*To do:* Every line below is to be copied exactly, with the pictures left out.

— Begin —

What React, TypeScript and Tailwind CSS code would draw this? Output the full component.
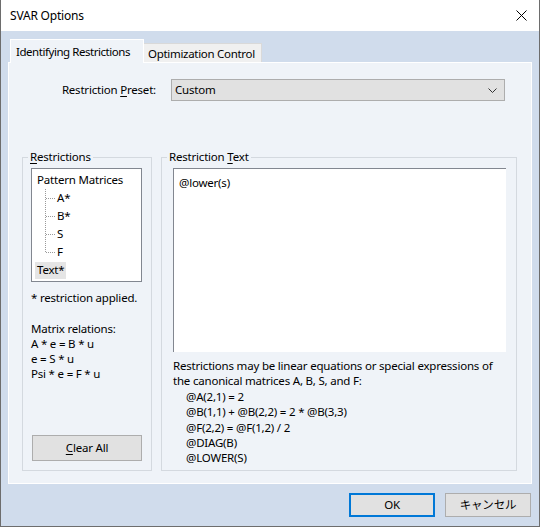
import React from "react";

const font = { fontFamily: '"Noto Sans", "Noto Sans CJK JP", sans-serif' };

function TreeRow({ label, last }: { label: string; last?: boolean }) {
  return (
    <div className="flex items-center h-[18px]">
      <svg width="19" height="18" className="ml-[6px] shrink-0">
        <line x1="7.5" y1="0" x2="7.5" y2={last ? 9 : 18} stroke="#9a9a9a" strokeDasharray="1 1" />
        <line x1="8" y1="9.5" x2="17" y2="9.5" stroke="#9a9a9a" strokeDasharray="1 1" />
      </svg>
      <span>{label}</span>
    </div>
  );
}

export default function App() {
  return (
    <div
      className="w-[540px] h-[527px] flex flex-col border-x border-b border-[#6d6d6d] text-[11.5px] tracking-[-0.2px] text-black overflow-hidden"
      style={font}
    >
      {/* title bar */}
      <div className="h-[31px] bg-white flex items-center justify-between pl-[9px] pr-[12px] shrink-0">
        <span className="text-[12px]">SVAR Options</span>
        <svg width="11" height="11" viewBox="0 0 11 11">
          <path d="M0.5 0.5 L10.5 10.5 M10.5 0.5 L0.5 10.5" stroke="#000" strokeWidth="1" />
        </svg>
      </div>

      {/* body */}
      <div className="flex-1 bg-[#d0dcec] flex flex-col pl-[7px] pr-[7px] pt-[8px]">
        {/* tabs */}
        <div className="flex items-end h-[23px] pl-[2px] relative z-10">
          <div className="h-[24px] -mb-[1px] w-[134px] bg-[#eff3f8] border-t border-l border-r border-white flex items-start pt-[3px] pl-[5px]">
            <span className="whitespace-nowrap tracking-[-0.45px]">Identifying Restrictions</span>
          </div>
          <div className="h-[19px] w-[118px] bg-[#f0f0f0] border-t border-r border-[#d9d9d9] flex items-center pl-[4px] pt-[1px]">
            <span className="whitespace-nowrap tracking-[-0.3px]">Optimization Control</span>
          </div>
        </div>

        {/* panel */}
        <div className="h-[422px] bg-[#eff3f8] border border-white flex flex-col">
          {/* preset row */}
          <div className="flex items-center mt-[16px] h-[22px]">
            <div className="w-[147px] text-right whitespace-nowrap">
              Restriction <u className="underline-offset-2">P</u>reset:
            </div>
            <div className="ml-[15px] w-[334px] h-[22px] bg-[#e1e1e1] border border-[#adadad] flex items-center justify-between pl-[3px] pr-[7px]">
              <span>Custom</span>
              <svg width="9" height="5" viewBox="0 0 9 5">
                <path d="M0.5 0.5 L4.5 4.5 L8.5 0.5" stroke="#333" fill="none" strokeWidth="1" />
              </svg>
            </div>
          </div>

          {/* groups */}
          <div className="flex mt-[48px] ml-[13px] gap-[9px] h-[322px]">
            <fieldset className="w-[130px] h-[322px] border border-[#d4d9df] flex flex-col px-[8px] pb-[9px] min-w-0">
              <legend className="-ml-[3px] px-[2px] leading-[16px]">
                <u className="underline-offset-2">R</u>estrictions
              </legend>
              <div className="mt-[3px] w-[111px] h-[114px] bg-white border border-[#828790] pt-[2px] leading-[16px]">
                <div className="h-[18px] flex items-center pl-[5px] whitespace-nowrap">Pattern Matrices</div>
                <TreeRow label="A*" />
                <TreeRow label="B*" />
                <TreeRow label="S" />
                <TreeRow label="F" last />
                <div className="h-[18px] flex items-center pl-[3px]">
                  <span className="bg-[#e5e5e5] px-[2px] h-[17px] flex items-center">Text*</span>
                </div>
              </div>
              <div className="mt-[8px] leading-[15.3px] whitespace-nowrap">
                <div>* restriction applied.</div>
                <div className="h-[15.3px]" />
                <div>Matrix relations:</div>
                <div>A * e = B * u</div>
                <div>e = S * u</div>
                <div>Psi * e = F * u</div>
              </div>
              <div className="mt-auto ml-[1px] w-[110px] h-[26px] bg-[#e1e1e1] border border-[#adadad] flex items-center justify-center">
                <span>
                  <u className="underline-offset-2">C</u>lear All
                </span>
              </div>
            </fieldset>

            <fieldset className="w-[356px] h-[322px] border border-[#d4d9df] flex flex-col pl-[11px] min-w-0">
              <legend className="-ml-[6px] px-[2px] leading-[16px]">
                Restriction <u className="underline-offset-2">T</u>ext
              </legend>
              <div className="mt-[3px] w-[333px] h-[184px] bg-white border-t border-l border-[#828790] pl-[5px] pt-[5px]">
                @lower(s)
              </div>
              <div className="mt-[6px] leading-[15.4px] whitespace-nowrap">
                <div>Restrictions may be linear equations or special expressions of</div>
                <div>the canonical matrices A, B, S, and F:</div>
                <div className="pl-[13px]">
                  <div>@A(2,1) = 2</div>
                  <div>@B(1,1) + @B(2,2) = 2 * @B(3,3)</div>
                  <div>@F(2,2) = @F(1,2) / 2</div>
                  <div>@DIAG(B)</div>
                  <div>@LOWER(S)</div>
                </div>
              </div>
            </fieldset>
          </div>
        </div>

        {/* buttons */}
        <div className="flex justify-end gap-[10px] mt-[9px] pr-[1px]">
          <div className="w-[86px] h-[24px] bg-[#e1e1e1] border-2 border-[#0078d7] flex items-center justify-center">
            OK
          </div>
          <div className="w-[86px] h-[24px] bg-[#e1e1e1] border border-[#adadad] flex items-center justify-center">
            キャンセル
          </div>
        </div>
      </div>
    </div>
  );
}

— End —

*Exercise response:*
What React, TypeScript and Tailwind CSS code would draw this? Output the full component.
import React from "react";

const font = { fontFamily: '"Noto Sans", "Noto Sans CJK JP", sans-serif' };

function TreeRow({ label, last }: { label: string; last?: boolean }) {
  return (
    <div className="flex items-center h-[18px]">
      <svg width="19" height="18" className="ml-[6px] shrink-0">
        <line x1="7.5" y1="0" x2="7.5" y2={last ? 9 : 18} stroke="#9a9a9a" strokeDasharray="1 1" />
        <line x1="8" y1="9.5" x2="17" y2="9.5" stroke="#9a9a9a" strokeDasharray="1 1" />
      </svg>
      <span>{label}</span>
    </div>
  );
}

export default function App() {
  return (
    <div
      className="w-[540px] h-[527px] flex flex-col border-x border-b border-[#6d6d6d] text-[11.5px] tracking-[-0.2px] text-black overflow-hidden"
      style={font}
    >
      {/* title bar */}
      <div className="h-[31px] bg-white flex items-center justify-between pl-[9px] pr-[12px] shrink-0">
        <span className="text-[12px]">SVAR Options</span>
        <svg width="11" height="11" viewBox="0 0 11 11">
          <path d="M0.5 0.5 L10.5 10.5 M10.5 0.5 L0.5 10.5" stroke="#000" strokeWidth="1" />
        </svg>
      </div>

      {/* body */}
      <div className="flex-1 bg-[#d0dcec] flex flex-col pl-[7px] pr-[7px] pt-[8px]">
        {/* tabs */}
        <div className="flex items-end h-[23px] pl-[2px] relative z-10">
          <div className="h-[24px] -mb-[1px] w-[134px] bg-[#eff3f8] border-t border-l border-r border-white flex items-start pt-[3px] pl-[5px]">
            <span className="whitespace-nowrap tracking-[-0.45px]">Identifying Restrictions</span>
          </div>
          <div className="h-[19px] w-[118px] bg-[#f0f0f0] border-t border-r border-[#d9d9d9] flex items-center pl-[4px] pt-[1px]">
            <span className="whitespace-nowrap tracking-[-0.3px]">Optimization Control</span>
          </div>
        </div>

        {/* panel */}
        <div className="h-[422px] bg-[#eff3f8] border border-white flex flex-col">
          {/* preset row */}
          <div className="flex items-center mt-[16px] h-[22px]">
            <div className="w-[147px] text-right whitespace-nowrap">
              Restriction <u className="underline-offset-2">P</u>reset:
            </div>
            <div className="ml-[15px] w-[334px] h-[22px] bg-[#e1e1e1] border border-[#adadad] flex items-center justify-between pl-[3px] pr-[7px]">
              <span>Custom</span>
              <svg width="9" height="5" viewBox="0 0 9 5">
                <path d="M0.5 0.5 L4.5 4.5 L8.5 0.5" stroke="#333" fill="none" strokeWidth="1" />
              </svg>
            </div>
          </div>

          {/* groups */}
          <div className="flex mt-[48px] ml-[13px] gap-[9px] h-[322px]">
            <fieldset className="w-[130px] h-[322px] border border-[#d4d9df] flex flex-col px-[8px] pb-[9px] min-w-0">
              <legend className="-ml-[3px] px-[2px] leading-[16px]">
                <u className="underline-offset-2">R</u>estrictions
              </legend>
              <div className="mt-[3px] w-[111px] h-[114px] bg-white border border-[#828790] pt-[2px] leading-[16px]">
                <div className="h-[18px] flex items-center pl-[5px] whitespace-nowrap">Pattern Matrices</div>
                <TreeRow label="A*" />
                <TreeRow label="B*" />
                <TreeRow label="S" />
                <TreeRow label="F" last />
                <div className="h-[18px] flex items-center pl-[3px]">
                  <span className="bg-[#e5e5e5] px-[2px] h-[17px] flex items-center">Text*</span>
                </div>
              </div>
              <div className="mt-[8px] leading-[15.3px] whitespace-nowrap">
                <div>* restriction applied.</div>
                <div className="h-[15.3px]" />
                <div>Matrix relations:</div>
                <div>A * e = B * u</div>
                <div>e = S * u</div>
                <div>Psi * e = F * u</div>
              </div>
              <div className="mt-auto ml-[1px] w-[110px] h-[26px] bg-[#e1e1e1] border border-[#adadad] flex items-center justify-center">
                <span>
                  <u className="underline-offset-2">C</u>lear All
                </span>
              </div>
            </fieldset>

            <fieldset className="w-[356px] h-[322px] border border-[#d4d9df] flex flex-col pl-[11px] min-w-0">
              <legend className="-ml-[6px] px-[2px] leading-[16px]">
                Restriction <u className="underline-offset-2">T</u>ext
              </legend>
              <div className="mt-[3px] w-[333px] h-[184px] bg-white border-t border-l border-[#828790] pl-[5px] pt-[5px]">
                @lower(s)
              </div>
              <div className="mt-[6px] leading-[15.4px] whitespace-nowrap">
                <div>Restrictions may be linear equations or special expressions of</div>
                <div>the canonical matrices A, B, S, and F:</div>
                <div className="pl-[13px]">
                  <div>@A(2,1) = 2</div>
                  <div>@B(1,1) + @B(2,2) = 2 * @B(3,3)</div>
                  <div>@F(2,2) = @F(1,2) / 2</div>
                  <div>@DIAG(B)</div>
                  <div>@LOWER(S)</div>
                </div>
              </div>
            </fieldset>
          </div>
        </div>

        {/* buttons */}
        <div className="flex justify-end gap-[10px] mt-[9px] pr-[1px]">
          <div className="w-[86px] h-[24px] bg-[#e1e1e1] border-2 border-[#0078d7] flex items-center justify-center">
            OK
          </div>
          <div className="w-[86px] h-[24px] bg-[#e1e1e1] border border-[#adadad] flex items-center justify-center">
            キャンセル
          </div>
        </div>
      </div>
    </div>
  );
}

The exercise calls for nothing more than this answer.